Cela ne fait pas de doute, comme sont incompatibles expressions artistiques et leçons traditionnelles.
Les élèves médiocres ou les mauvais élèves sont rebelles au médiocre, au terre à terre de votre enseignement. Il leur faut du large, du sensible. Si nous ne savons pas leur en donner ils seront comme des malades mal nourris d'une nourriture qui ne leur est pas substantielle. S'ils retrouvent cette nourriture, ils seront sauvés.
Ces observations sont d'abord valables avec les jeunes enfants, qui ont le loisir encore de vivre en marge du monde. Mais le moment viendra bien vite où ils devront s'y intégrer. La poésie peut-elle les y servir ?
C'est une question que nous aurons à reprendre.
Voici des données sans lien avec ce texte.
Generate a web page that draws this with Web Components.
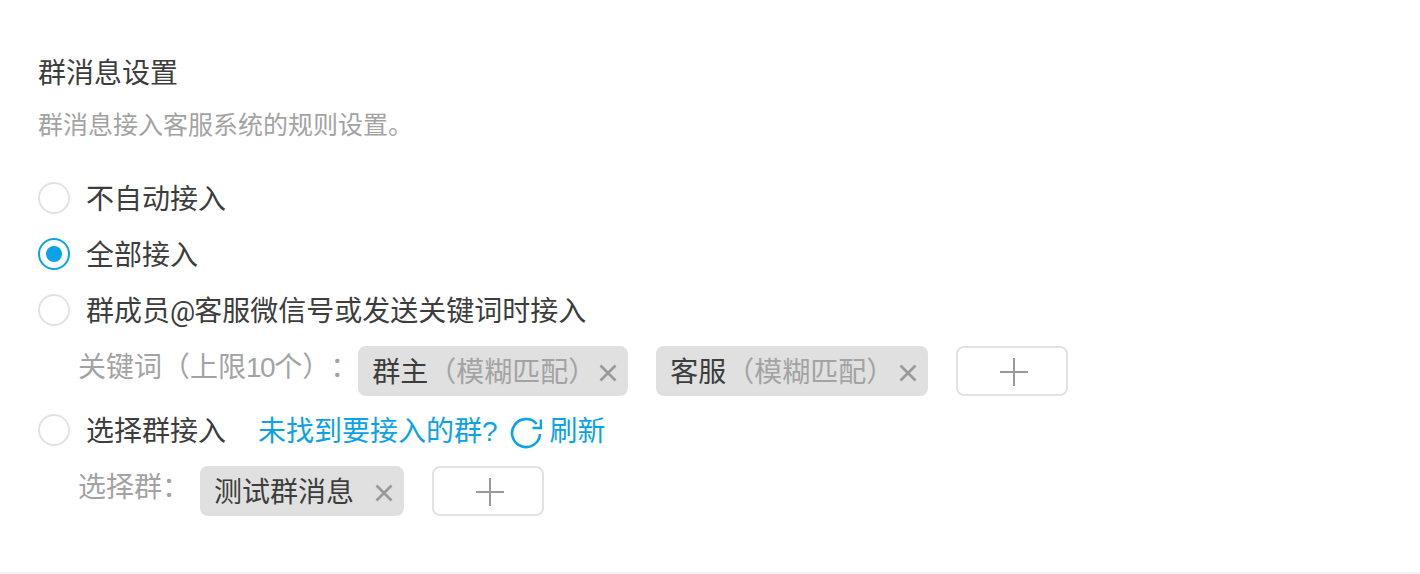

Disons seulement pour terminer que toute la philosophie contemporaine se défend aujourd'hui contre une conception étriquée de la culture, à base de mots, de formules et de règles qu'on croit définitives et dont le progrès montre pourtant la fragilité.
Nous corrigerons notre enseignement trop froid, trop méthodique, en faisant toujours davantage appel à l'art et à la poésie qui apportent aux individus et aux sociétés l'élément vital dont on apprécie aujourd'hui l'irréductible vertu.
Nous terminerons ces considérations et ces conseils en citant le poème philosophique de Annie Bouillard, 12 ans, Ecole Vauban, Versailles.
DES POINTS
Nous ne sommes que des points, de la poussière,
des
cendres ;
Dans cette foule qui crie, je ne suis qu'un point.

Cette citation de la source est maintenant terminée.